Yesterday I was at the PhD thesis defence of Amandine ROBIN. The subject of the thesis is "Sub-pixel classification and change detection using multi-resolution remote sensing images" and the work has been co-funded by CNES (the French Space Agency) and EADS-Astrium.
The goal of the work was to develop techniques able to combine the high temporal repetitivity (1 day to 10 days) of low resolution (100 m. to 1 km.) sensors together with the high spatial resolution (10 m. to 30 m.) of sensors having longer revisit periods (from 30 days to several months). This means trying to combine SPOT XS images with MeRIS data, or Landsat with SPOT VGT.
In terms of application field this is very interesting, since, for instance, in the case of precision farming, one may want to update a landcover map several times in one season, but due to cloud cover issues it may be difficult to obtain a series of high spatial resolution data with a good temporal sampling. In this case, the approach proposed in the thesis was to use a high resolution geometric reference for the regions of the study area (the agricultural plots) and perform a classification of each region using the low spatial resolution temporal series.

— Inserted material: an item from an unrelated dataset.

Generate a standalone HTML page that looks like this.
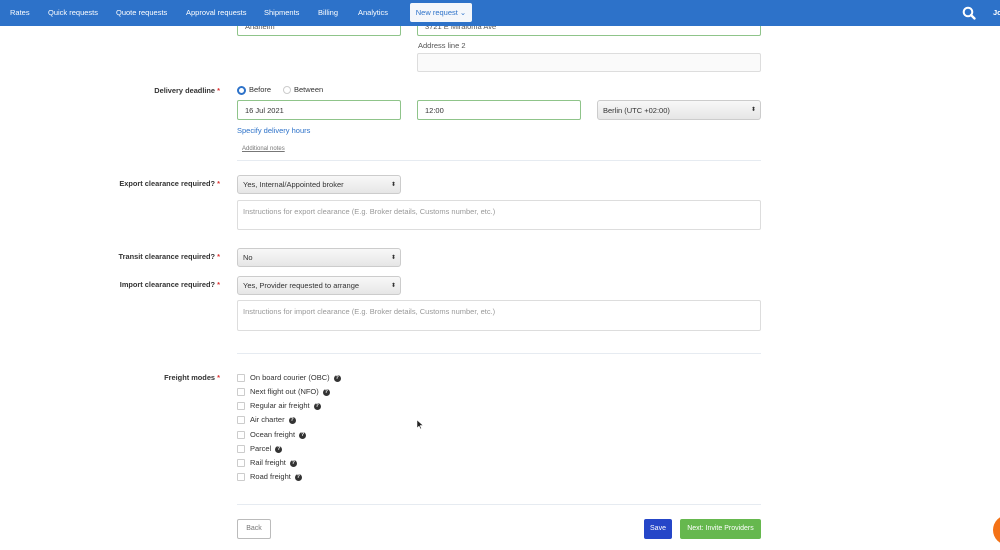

Typically, this means using a SPOT XS image acquired at the begining of the season in order to perform a segmentation (the classification is nearly impossible with one single date, since most of the classes are distinguished by their temporal evolution rather than by their radiometry at a given date). Then, using several MeRIS images acquired during the season, the classification may be performed. It is interesting to note that the final classification has the SPOT resolution (20 m.), but the temporal series has pixels which have a size of 300m. by 300m. (resolution factor of 15 by 15). Amandine has shown that the results are good up to resolution factors of about 40 by 40.
The other application was detecting changes between a low spatial resolution temporal series and a high resolution reference classification. That means that you have a high resolution classification obtained with the method presented above and using low resolution images (even a single acquisition, no need for a long temporal series) you can detect which low resolution pixels have changed. This change alert can be used to trigger a new classification or even to schedule a high spatial resolution acquisition.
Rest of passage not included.